Protocol optimization is another area where experienced GE technologists shine. Default GE protocols are starting points, not gospel. Working with your applications specialist or lead technologist to adjust acceleration factors, fat suppression techniques, and slice prescription orientations can dramatically improve both image quality and scan times. Document protocol changes in a shared site reference so that all technologists benefit from accumulated optimization work over months and years of clinical experience.
Image artifact identification deserves dedicated study time. Common GE-specific artifacts include ASSET unfolding artifacts when acceleration factors are set too high, motion ghosting that responds well to triggered acquisitions or radial sampling, and chemical shift artifacts at fat-water interfaces that worsen at 3.0T. Recognizing artifacts quickly allows you to repeat sequences with adjusted parameters during the patient visit rather than discovering quality problems after the patient has left the department.

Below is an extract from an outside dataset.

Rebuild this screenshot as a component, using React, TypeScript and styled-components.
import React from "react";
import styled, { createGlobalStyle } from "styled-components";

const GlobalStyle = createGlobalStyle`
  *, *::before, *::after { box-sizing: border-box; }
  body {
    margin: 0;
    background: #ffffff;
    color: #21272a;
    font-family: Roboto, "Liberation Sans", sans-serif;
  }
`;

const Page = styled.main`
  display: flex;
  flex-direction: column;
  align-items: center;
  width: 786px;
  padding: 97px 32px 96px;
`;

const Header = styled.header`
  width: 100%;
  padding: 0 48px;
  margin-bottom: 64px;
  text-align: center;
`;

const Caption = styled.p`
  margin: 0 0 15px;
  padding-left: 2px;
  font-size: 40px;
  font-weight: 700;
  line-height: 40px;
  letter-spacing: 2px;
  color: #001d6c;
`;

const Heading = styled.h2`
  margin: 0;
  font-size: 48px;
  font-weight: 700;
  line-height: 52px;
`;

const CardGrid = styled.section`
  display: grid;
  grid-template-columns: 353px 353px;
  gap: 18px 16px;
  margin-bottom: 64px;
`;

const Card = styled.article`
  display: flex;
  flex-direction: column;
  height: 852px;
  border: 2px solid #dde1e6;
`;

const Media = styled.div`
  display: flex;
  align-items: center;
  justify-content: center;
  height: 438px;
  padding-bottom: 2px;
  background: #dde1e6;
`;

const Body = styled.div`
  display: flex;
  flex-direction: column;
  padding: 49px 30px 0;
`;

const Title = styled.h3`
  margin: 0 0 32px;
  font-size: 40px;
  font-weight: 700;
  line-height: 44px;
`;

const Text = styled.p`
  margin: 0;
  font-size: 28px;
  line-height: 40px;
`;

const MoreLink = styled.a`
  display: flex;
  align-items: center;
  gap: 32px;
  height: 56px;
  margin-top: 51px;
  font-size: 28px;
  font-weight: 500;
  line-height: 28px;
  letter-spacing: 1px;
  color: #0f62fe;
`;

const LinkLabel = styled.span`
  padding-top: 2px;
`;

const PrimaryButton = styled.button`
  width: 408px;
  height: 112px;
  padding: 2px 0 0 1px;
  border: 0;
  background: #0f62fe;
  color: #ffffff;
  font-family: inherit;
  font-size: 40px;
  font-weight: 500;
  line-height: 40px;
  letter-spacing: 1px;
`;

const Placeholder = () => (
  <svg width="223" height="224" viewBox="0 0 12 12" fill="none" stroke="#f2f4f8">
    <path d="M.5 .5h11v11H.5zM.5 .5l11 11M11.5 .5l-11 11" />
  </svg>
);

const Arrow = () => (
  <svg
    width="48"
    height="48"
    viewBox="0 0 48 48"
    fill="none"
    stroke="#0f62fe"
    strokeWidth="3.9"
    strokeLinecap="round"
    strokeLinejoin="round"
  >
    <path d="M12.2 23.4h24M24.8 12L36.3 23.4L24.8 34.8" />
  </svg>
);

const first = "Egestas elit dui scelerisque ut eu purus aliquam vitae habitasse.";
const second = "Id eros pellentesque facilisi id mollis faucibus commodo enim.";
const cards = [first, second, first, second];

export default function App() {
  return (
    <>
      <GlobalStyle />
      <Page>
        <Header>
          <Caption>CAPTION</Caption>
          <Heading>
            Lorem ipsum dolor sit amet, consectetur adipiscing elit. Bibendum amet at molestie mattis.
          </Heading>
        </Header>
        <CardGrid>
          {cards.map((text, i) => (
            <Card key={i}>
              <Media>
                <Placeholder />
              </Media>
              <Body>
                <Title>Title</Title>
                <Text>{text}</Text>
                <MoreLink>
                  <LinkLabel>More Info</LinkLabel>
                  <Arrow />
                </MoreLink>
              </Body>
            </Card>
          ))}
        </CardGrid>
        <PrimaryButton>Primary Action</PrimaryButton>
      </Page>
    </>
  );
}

Patient communication skills directly impact image quality on GE systems just as on any MRI platform. Clear breath-hold coaching, reassurance about acoustic noise, and explanation of how long each sequence will take all reduce motion artifact and improve overall study quality. The Silent Scan feature on modern GE platforms helps significantly with anxious patients, but no technology fully replaces the comfort that comes from confident, friendly technologist interaction with patients before and during the exam.
Emergency procedures with GE equipment follow standard MRI safety principles. Familiarize yourself with the quench button location, emergency stop procedures, and patient extraction protocols specific to your scanner model. Quarterly emergency drills help maintain readiness, and reviewing the manufacturer's safety documentation should be part of every new technologist's orientation program. Never become complacent about safety simply because nothing has happened recently in your facility's history.
Career development for GE-focused technologists often involves pursuing applications specialist certification through GE Healthcare's training programs. Applications specialists travel to client sites, provide protocol optimization support, and earn significantly higher salaries than staff technologists. The pathway typically requires several years of GE clinical experience, strong physics knowledge, and excellent communication skills. Many former staff technologists find applications work intellectually stimulating and financially rewarding compared with traditional clinical roles.
Looking forward, GE continues to invest heavily in AI-driven imaging, deep learning reconstruction, and quantitative MRI techniques. The SIGNA Hero 3.0T platform announced for late-decade release promises further automation, faster scans, and improved patient comfort. Technologists who embrace these innovations and develop comfort with AI-augmented workflows will find themselves well-positioned as the profession evolves toward more automated, quantitative, and personalized imaging services across all clinical specialties.